- DATA LINES:
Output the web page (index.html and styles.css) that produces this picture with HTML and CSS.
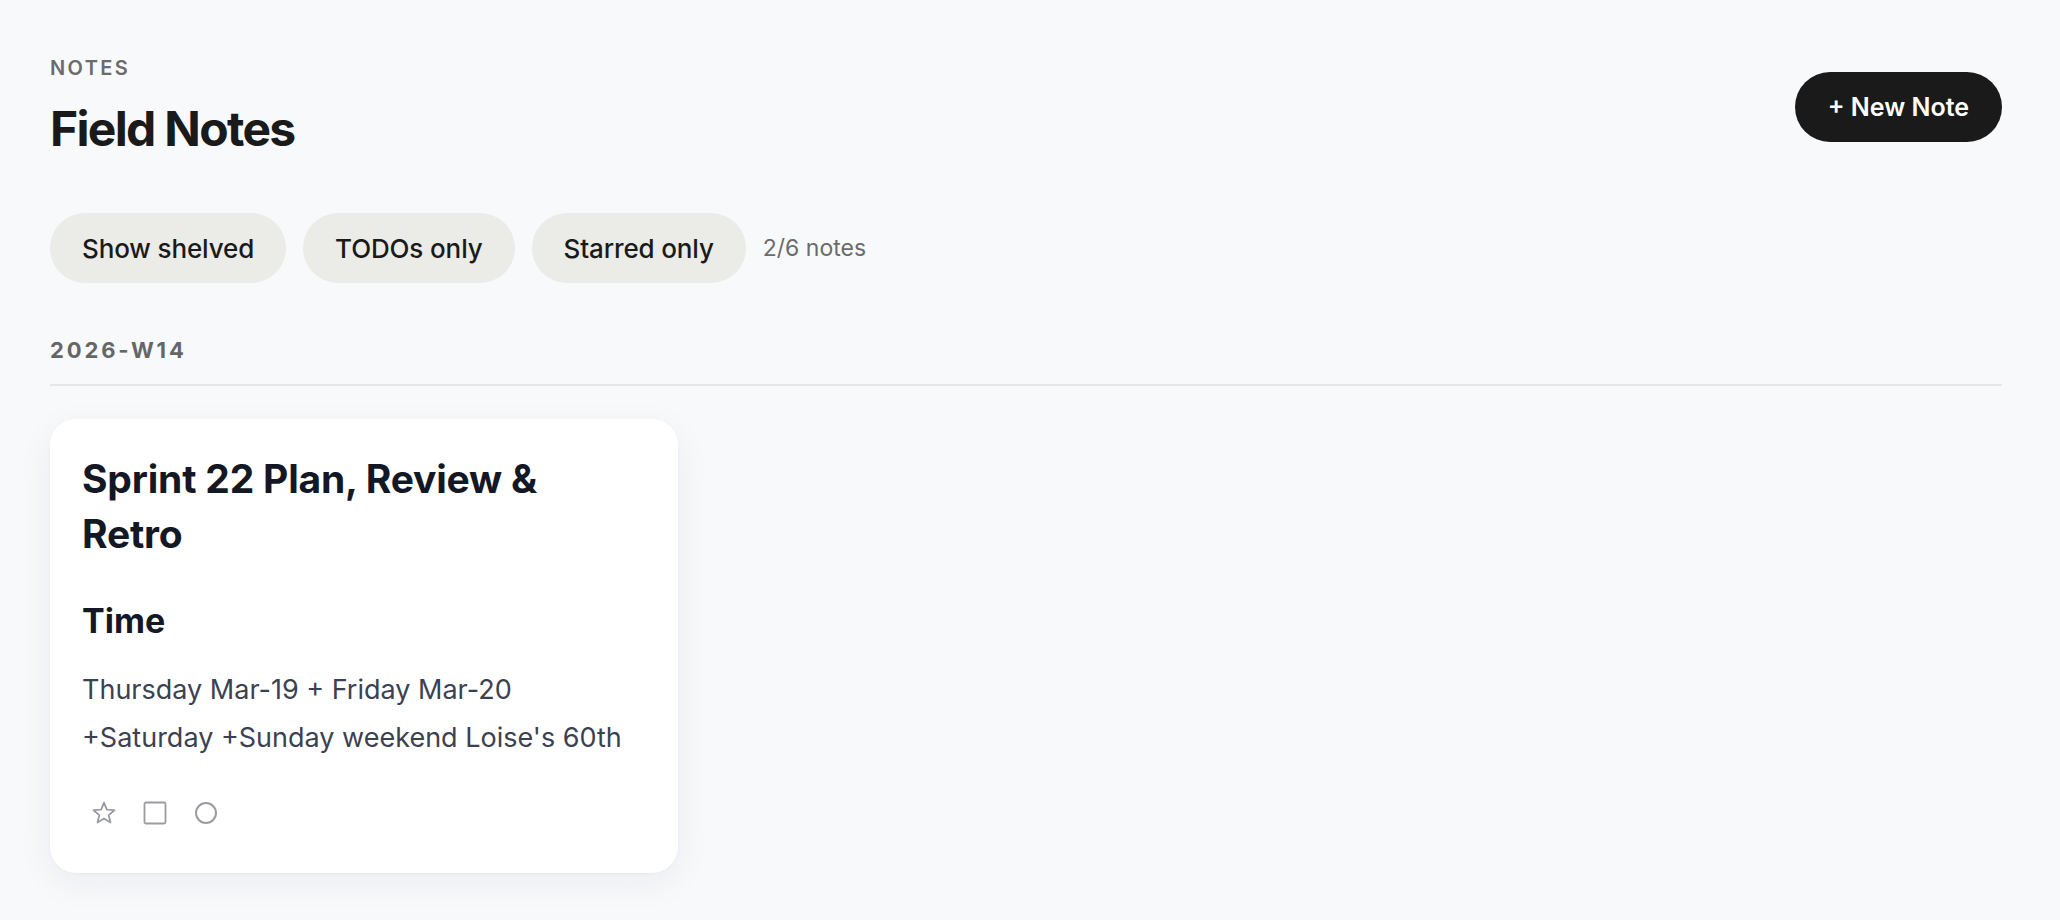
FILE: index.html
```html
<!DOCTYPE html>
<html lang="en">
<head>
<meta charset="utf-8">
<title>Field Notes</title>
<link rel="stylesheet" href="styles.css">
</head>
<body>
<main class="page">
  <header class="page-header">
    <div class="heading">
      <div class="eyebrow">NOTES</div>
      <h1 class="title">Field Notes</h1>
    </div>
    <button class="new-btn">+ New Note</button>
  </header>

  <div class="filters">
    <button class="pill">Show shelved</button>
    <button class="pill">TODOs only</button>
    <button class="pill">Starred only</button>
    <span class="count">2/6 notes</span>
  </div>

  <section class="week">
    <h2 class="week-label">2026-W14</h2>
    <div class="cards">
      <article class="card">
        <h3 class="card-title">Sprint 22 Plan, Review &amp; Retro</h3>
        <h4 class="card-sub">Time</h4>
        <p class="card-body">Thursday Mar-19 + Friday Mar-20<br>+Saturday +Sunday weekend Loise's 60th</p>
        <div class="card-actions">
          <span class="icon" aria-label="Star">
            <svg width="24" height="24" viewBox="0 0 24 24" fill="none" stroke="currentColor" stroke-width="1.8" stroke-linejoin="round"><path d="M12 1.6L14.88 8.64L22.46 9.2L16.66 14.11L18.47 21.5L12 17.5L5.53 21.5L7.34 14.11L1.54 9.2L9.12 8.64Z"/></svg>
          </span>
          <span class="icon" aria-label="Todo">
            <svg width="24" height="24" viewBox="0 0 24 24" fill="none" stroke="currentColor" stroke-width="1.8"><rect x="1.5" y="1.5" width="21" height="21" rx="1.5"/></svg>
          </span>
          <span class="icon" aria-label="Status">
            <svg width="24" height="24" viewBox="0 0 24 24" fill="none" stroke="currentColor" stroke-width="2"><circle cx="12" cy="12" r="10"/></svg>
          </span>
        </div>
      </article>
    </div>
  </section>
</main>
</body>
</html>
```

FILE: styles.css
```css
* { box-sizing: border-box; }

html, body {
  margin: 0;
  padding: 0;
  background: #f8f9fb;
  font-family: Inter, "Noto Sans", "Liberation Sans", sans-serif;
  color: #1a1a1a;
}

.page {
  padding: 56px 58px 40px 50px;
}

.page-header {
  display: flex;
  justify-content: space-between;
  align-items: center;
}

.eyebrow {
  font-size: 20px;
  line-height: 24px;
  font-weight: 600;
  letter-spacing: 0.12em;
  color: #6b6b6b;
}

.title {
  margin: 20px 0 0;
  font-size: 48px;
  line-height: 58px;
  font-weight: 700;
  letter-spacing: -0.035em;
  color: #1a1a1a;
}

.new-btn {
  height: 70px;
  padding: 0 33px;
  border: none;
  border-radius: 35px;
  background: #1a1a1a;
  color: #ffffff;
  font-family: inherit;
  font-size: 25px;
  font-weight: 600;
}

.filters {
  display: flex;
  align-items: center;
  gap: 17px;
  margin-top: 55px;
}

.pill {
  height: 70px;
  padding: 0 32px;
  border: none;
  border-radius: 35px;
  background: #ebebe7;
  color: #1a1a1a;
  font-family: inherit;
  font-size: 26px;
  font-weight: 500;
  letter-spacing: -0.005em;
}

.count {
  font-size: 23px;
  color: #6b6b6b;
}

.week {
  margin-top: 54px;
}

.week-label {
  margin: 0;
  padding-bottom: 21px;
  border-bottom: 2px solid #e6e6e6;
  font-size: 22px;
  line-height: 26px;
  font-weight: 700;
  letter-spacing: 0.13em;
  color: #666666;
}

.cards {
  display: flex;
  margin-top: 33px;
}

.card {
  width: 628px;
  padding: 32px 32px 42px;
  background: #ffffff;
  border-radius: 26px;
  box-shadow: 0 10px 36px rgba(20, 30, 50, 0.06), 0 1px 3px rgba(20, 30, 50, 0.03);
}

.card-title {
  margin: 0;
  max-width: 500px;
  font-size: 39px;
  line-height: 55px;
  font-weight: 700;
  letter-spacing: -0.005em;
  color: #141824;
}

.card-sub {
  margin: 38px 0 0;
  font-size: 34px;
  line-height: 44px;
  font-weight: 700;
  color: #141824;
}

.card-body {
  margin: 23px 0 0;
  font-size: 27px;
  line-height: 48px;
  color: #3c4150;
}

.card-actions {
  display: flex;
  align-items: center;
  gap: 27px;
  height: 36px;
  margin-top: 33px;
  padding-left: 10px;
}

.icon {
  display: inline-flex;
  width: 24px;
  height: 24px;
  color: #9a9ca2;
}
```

- WHAT YOU WILL DO: Where a line above contains the string "page", copy that line.

- EXERCISE RESPONSE:
Output the web page (index.html and styles.css) that produces this picture with HTML and CSS.
<main class="page">
  <header class="page-header">
.page {
.page-header {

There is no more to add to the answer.